To do> Copy out every line in which the string "that" occurs.

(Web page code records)

##########

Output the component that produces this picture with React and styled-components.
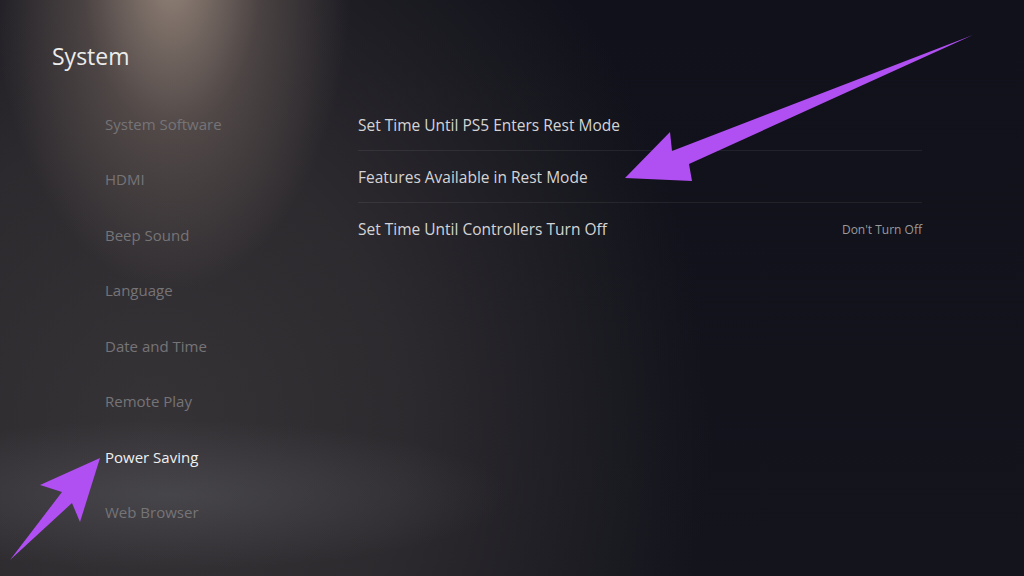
import React from "react";
import styled, { createGlobalStyle } from "styled-components";

const Global = createGlobalStyle`
  html, body { margin: 0; padding: 0; background: #10111a; }
  body { font-family: "Open Sans", "Noto Sans", sans-serif; }
  * { box-sizing: border-box; }
`;

const Screen = styled.div`
  position: relative;
  width: 1024px;
  height: 576px;
  overflow: hidden;
  display: flex;
  background:
    radial-gradient(ellipse 180px 320px at 172px -30px, rgba(175,155,140,0.82) 0%, rgba(140,122,112,0.38) 50%, rgba(0,0,0,0) 100%),
    radial-gradient(ellipse 340px 75px at 170px 495px, rgba(105,107,113,0.35) 0%, rgba(0,0,0,0) 100%),
    radial-gradient(ellipse 560px 660px at 150px 430px, rgba(54,51,55,1) 0%, rgba(47,44,48,0.94) 45%, rgba(16,17,26,0) 100%),
    linear-gradient(to bottom, #10111a, #13141c);
`;

const Sidebar = styled.aside`
  width: 340px;
  flex: none;
  display: flex;
  flex-direction: column;
  padding: 40px 0 0 52px;
`;

const Title = styled.h1`
  margin: 0 0 24px 0;
  font-weight: 400;
  font-size: 23px;
  line-height: 32px;
  color: #ececec;
`;

const Menu = styled.nav`
  display: flex;
  flex-direction: column;
  padding-left: 53px;
`;

const MenuItem = styled.div`
  height: 55.5px;
  display: flex;
  align-items: center;
  font-size: 15px;
  color: ${(p) => (p.$active ? "#f0f0f0" : "#767477")};
`;

const Content = styled.main`
  flex: 1;
  padding: 99px 102px 0 18px;
`;

const Row = styled.div`
  height: 52px;
  display: flex;
  align-items: center;
  justify-content: space-between;
  border-bottom: ${(p) => (p.$last ? "none" : "1px solid rgba(255,255,255,0.07)")};
`;

const Label = styled.span`
  font-size: 15.5px;
  color: #d4d4d6;
`;

const Value = styled.span`
  font-size: 12px;
  color: #9a9a9e;
`;

const Overlay = styled.svg`
  position: absolute;
  left: 0;
  top: 0;
  pointer-events: none;
`;

const menu = [
  "System Software",
  "HDMI",
  "Beep Sound",
  "Language",
  "Date and Time",
  "Remote Play",
  "Power Saving",
  "Web Browser",
];

export default function App() {
  return (
    <>
      <Global />
      <Screen>
        <Sidebar>
          <Title>System</Title>
          <Menu>
            {menu.map((m) => (
              <MenuItem key={m} $active={m === "Power Saving"}>
                {m}
              </MenuItem>
            ))}
          </Menu>
        </Sidebar>
        <Content>
          <Row>
            <Label>Set Time Until PS5 Enters Rest Mode</Label>
          </Row>
          <Row>
            <Label>Features Available in Rest Mode</Label>
          </Row>
          <Row $last>
            <Label>Set Time Until Controllers Turn Off</Label>
            <Value>Don't Turn Off</Value>
          </Row>
        </Content>
        <Overlay width="1024" height="576" viewBox="0 0 1024 576">
          <polygon
            points="625,178 670,132 672,151 973,35 689,164 692,181"
            fill="#b04ff2"
          />
          <polygon
            points="100,458 40,485 62,492 10,560 72,503 80,522"
            fill="#b04ff2"
          />
        </Overlay>
      </Screen>
    </>
  );
}
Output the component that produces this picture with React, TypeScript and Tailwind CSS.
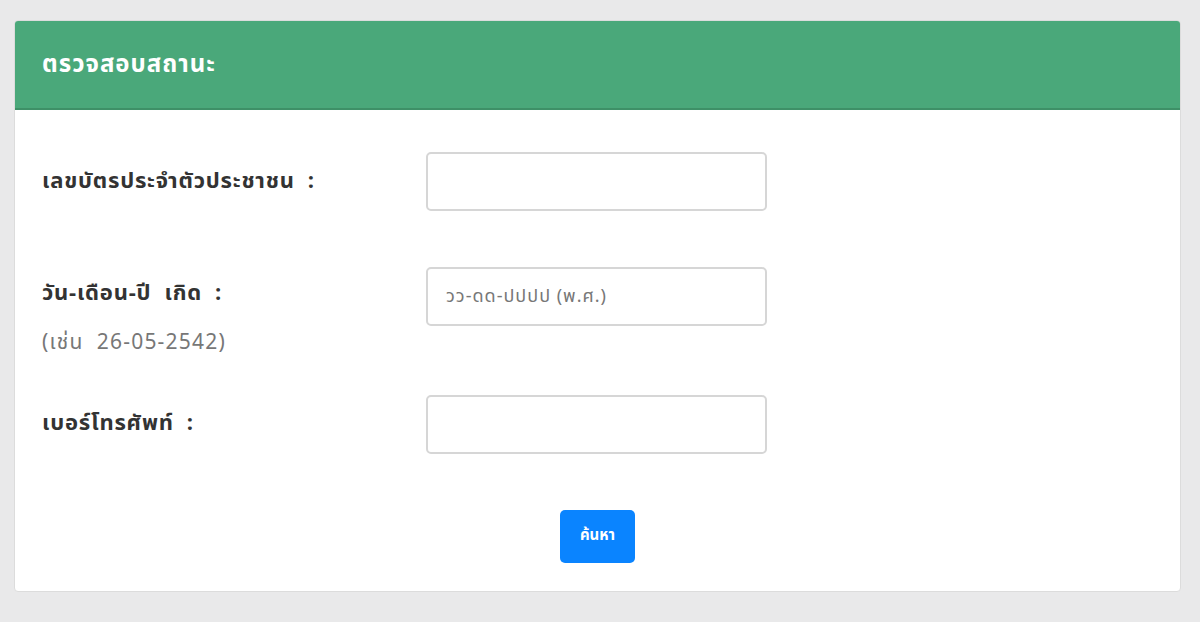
import React from 'react';

const font = { fontFamily: '"Noto Sans Thai", "Noto Sans", "DejaVu Sans", sans-serif' };

const StatusCheck: React.FC = () => {
  return (
    <div className="min-h-screen bg-[#e9e9ea] px-[14px] pt-[20px]" style={font}>
      <div className="bg-white rounded-[4px] border border-[#dcdcdc] overflow-hidden w-[1167px] h-[572px]">
        <div className="bg-[#4aa87a] border-b-2 border-[#3e9067] h-[89px] flex items-center px-[27px]">
          <h1 className="text-white text-[24px] font-bold tracking-[1px]">ตรวจสอบสถานะ</h1>
        </div>

        <div className="pl-[27px] pt-[42px]">
          <div className="flex items-start h-[59px]">
            <div className="w-[384px] pt-[13px]">
              <label className="text-[22px] font-bold text-[#333] tracking-[0.8px]">เลขบัตรประจำตัวประชาชน&nbsp;&nbsp;:</label>
            </div>
            <input className="w-[341px] h-[59px] border-2 border-[#d6d6d6] rounded-[5px] px-[18px] text-[16px] outline-none" />
          </div>

          <div className="flex items-start h-[59px] mt-[56px]">
            <div className="w-[384px] pt-[10px]">
              <div className="text-[22px] font-bold text-[#333] tracking-[0.8px]">วัน-เดือน-ปี&nbsp;&nbsp;เกิด&nbsp;&nbsp;:</div>
              <div className="text-[21px] text-[#777] mt-[17px] tracking-[1.2px]">(เช่น&nbsp;&nbsp;26-05-2542)</div>
            </div>
            <input
              placeholder="วว-ดด-ปปปป (พ.ศ.)"
              className="w-[341px] h-[59px] border-2 border-[#d6d6d6] rounded-[5px] px-[18px] text-[18px] tracking-[1px] outline-none placeholder:text-[#777]"
            />
          </div>

          <div className="flex items-start h-[59px] mt-[69px]">
            <div className="w-[384px] pt-[12px]">
              <label className="text-[22px] font-bold text-[#333] tracking-[0.8px]">เบอร์โทรศัพท์&nbsp;&nbsp;:</label>
            </div>
            <input className="w-[341px] h-[59px] border-2 border-[#d6d6d6] rounded-[5px] px-[18px] text-[16px] outline-none" />
          </div>

          <div className="flex justify-center pr-[27px] mt-[56px]">
            <button className="w-[75px] h-[53px] bg-[#0a84ff] text-white text-[15px] font-bold rounded-[5px]">ค้นหา</button>
          </div>
        </div>
      </div>
    </div>
  );
};

export default StatusCheck;
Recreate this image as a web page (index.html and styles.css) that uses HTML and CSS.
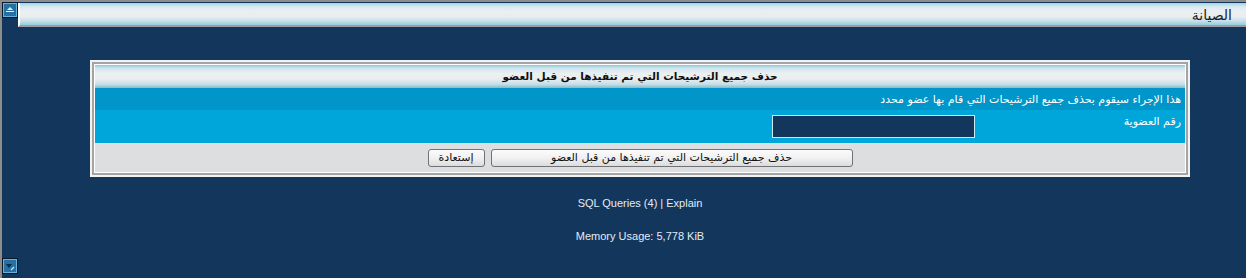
FILE: index.html
```html
<!DOCTYPE html>
<html lang="ar">
<head>
<meta charset="utf-8">
<title>الصيانة</title>
<link rel="stylesheet" href="styles.css">
</head>
<body>
<div class="topbar">
  <span class="ctl ctl-up">
    <svg width="12" height="12" viewBox="0 0 12 12"><polygon points="3,6 9,6 6,3" fill="#dff2fb"/><rect x="2" y="7" width="8" height="1" fill="#dff2fb"/></svg>
  </span>
  <div class="titlebar" dir="rtl">الصيانة</div>
</div>

<main class="main">
  <div class="panel" dir="rtl">
    <div class="panel-frame">
      <div class="panel-body">
        <div class="panel-head">حذف جميع الترشيحات التي تم تنفيذها من قبل العضو</div>
        <div class="row row-desc">هذا الإجراء سيقوم بحذف جميع الترشيحات التي قام بها عضو محدد</div>
        <div class="row row-field">
          <label class="field-label" for="uid">رقم العضوية</label>
          <div class="field-cell"><input id="uid" class="field-input" type="text"></div>
        </div>
        <div class="row row-actions">
          <button class="btn btn-main" type="button">حذف جميع الترشيحات التي تم تنفيذها من قبل العضو</button>
          <button class="btn btn-reset" type="button">إستعادة</button>
        </div>
      </div>
    </div>
  </div>

  <div class="footer">
    <p class="foot-line">SQL Queries (4) | Explain</p>
    <p class="foot-line">Memory Usage: 5,778 KiB</p>
  </div>
</main>

<div class="bottombar">
  <span class="ctl ctl-down">
    <svg width="12" height="12" viewBox="0 0 12 12"><polygon points="2,4 8,4 5,8" fill="#0d2b4a"/><line x1="7" y1="10" x2="10" y2="7" stroke="#bfe6f7" stroke-width="1.2"/></svg>
  </span>
</div>
</body>
</html>
```

FILE: styles.css
```css
html, body {
  margin: 0;
  padding: 0;
}
body {
  height: 278px;
  box-sizing: border-box;
  background: #13365c;
  border-top: 2px solid #8c8c8c;
  border-left: 2px solid #8c8c8c;
  display: flex;
  flex-direction: column;
  font-family: "Liberation Sans", "DejaVu Sans", sans-serif;
  overflow: hidden;
}

.topbar {
  display: flex;
  align-items: flex-start;
  height: 25px;
}
.ctl {
  display: flex;
  align-items: center;
  justify-content: center;
  width: 14px;
  height: 14px;
  background: #2670a2;
  border: 1px solid #0a1a2a;
  box-shadow: inset 0 0 0 1px #66b4dc;
  flex: none;
}
.titlebar {
  flex: 1;
  margin-top: 1px;
  height: 22px;
  border-left: 2px solid #ffffff;
  border-bottom: 2px solid #9a9ea2;
  background: linear-gradient(#a4d3e6 0%, #d9ecf3 18%, #eceff1 40%, #e9edef 62%, #c4e1eb 82%, #98cbdd 100%);
  font-family: "DejaVu Sans", sans-serif;
  font-size: 14px;
  line-height: 24px;
  color: #1b1b1b;
  padding-right: 14px;
  text-align: right;
}

.main {
  padding: 33px 56px 0 88px;
}
.panel {
  border: 2px solid #f2f2f2;
}
.panel-frame {
  border: 2px solid #a2a4a6;
}
.panel-body {
  border: 1px solid #ffffff;
  font-family: "DejaVu Sans", sans-serif;
}
.panel-head {
  height: 23px;
  line-height: 23px;
  text-align: center;
  font-weight: bold;
  font-size: 10.5px;
  color: #101010;
  background: linear-gradient(#8fc6dc 0%, #cfe6ee 14%, #edf0f1 38%, #e9edef 62%, #c2dfe9 84%, #8fb6c5 100%);
}
.row {
  color: #ffffff;
  font-size: 11px;
}
.row-desc {
  background: #0096c9;
  height: 22px;
  line-height: 24px;
  padding-right: 4px;
}
.row-field {
  background: #00a6da;
  height: 33px;
  border-bottom: 1px solid #c9e8f2;
  display: grid;
  grid-template-columns: 206px 1fr;
}
.field-label {
  padding: 5px 4px 0 0;
  line-height: 14px;
}
.field-cell {
  padding: 5px 4px 0 0;
}
.field-input {
  display: block;
  box-sizing: border-box;
  width: 203px;
  height: 23px;
  margin: 0;
  background: #13365c;
  border: 1px solid #cbe8f5;
  color: #ffffff;
  padding: 0 4px;
}
.row-actions {
  background: #dddee0;
  height: 28px;
  display: flex;
  justify-content: center;
  align-items: flex-start;
  gap: 6px;
  padding-top: 5px;
  box-sizing: border-box;
}
.btn {
  height: 18px;
  padding: 0;
  margin: 0;
  border: 1px solid #6f7377;
  border-radius: 3px;
  background: linear-gradient(#fbfbfb 0%, #f1f1f1 50%, #dcdcdc 100%);
  font-family: "DejaVu Sans", sans-serif;
  font-size: 11px;
  line-height: 16px;
  color: #111111;
}
.btn-main {
  width: 362px;
}
.btn-reset {
  width: 57px;
}

.footer {
  text-align: center;
  color: #e3ebf3;
  font-size: 11px;
  padding-top: 19px;
}
.foot-line {
  margin: 0 0 19px 0;
  line-height: 14px;
}
.foot-line:last-child {
  margin-bottom: 0;
}

.bottombar {
  margin-top: auto;
  padding-bottom: 4px;
  line-height: 0;
}
.bottombar .ctl {
  display: inline-flex;
}
```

##########

Result for this task>
Output the component that produces this picture with React and styled-components.
Output the component that produces this picture with React, TypeScript and Tailwind CSS.
Recreate this image as a web page (index.html and styles.css) that uses HTML and CSS.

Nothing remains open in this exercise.